Tak kalah pentingnya bahwa PR yang diberikan oleh guru juga memiliki tujuan baik lainnya yaitu mengurangi kecanduan siswa dalam menggunakan gadget seperti bermain game dan lain-lain.
Faktanya, di era yang semakin canggih ini hampir semua siswa lebih menikamati bermain smartphone baik menonton Youtube, Tiktok, Game dan lain-lain daripada membaca buku.
Hal ini juga diperparah dengan ketidakmampuan para orang tua meng-kontrol anaknya dalam menggunakan gadget bahkan tak jarang mereka sengaja memberikan gadget agar anaknya diam dan tidak menganggu mereka yang sedang asyik bermain gadget atau melakukan pekerjaan lainnya.
Maka dari itu, menurut saya pemahaman guru mengenai keadaan dan karakteristik siswa sangat penting dalam merancang jenis PR yang sesuai. PR tidak harus selalu berupa latihan soal atau esai; sebaliknya, bisa juga dalam bentuk proyek atau kegiatan pengamatan.
Yang terpenting bukanlah seberapa banyak atau sulitnya PR yang diberikan, tetapi seberapa efektif PR tersebut dalam mendukung keberhasilan proses pembelajaran siswa dan siswa tidak terbebani dengan adanya PR justru menjadi hal yang menyenangkan untuk dikerjakan.
Dengan pendekatan yang lebih fleksibel dan berorientasi pada kebutuhan siswa, masa depan pendidikan dapat menjadi lebih inklusif dan efektif bagi semua pihak.

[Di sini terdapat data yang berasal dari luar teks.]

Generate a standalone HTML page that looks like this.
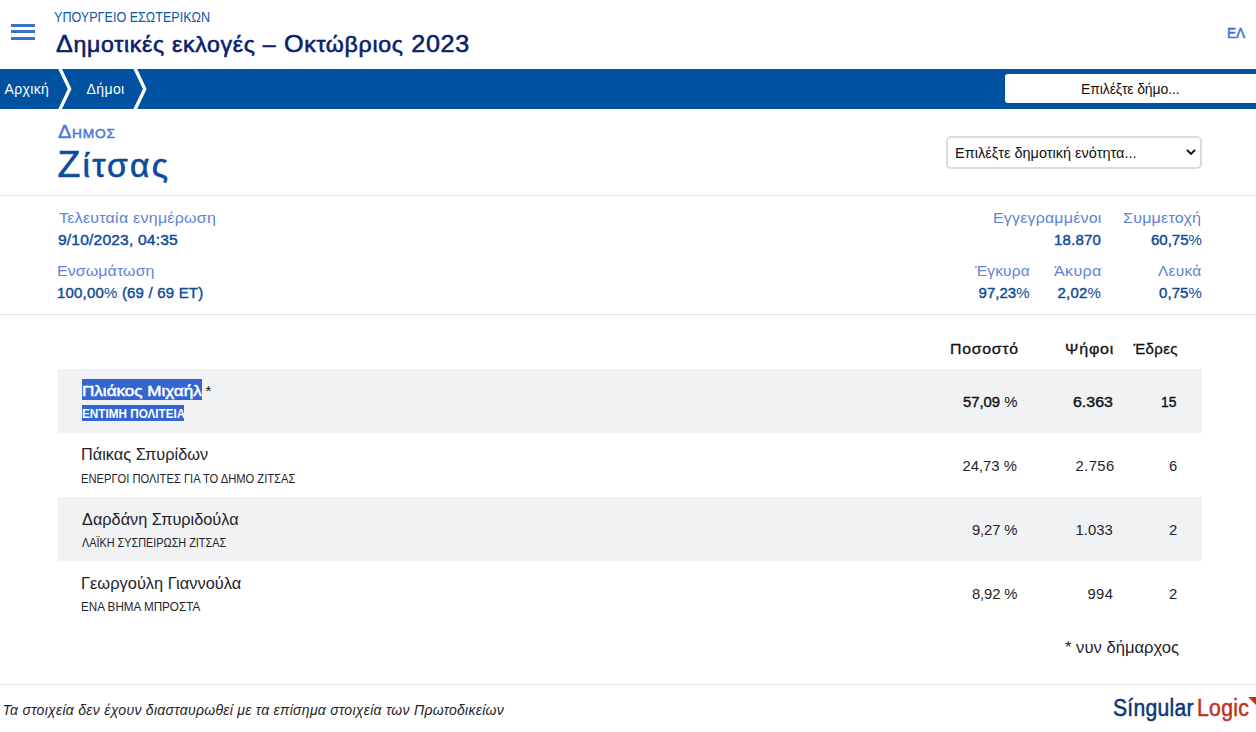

Hasil studi ini menunjukkan bahwa menghilangkan PR tidak serta-merta berdampak negatif pada pencapaian akademik siswa. Sebaliknya, kebijakan ini dapat meningkatkan kualitas hidup, kesejahteraan mental, dan keterampilan sosial siswa.
Meskipun tidak semua sistem pendidikan dapat menerapkan kebijakan ini secara langsung, hasil penelitian ini mengajak para pendidik, orang tua, dan pembuat kebijakan untuk mempertimbangkan kembali peran PR dalam pendidikan modern. (*)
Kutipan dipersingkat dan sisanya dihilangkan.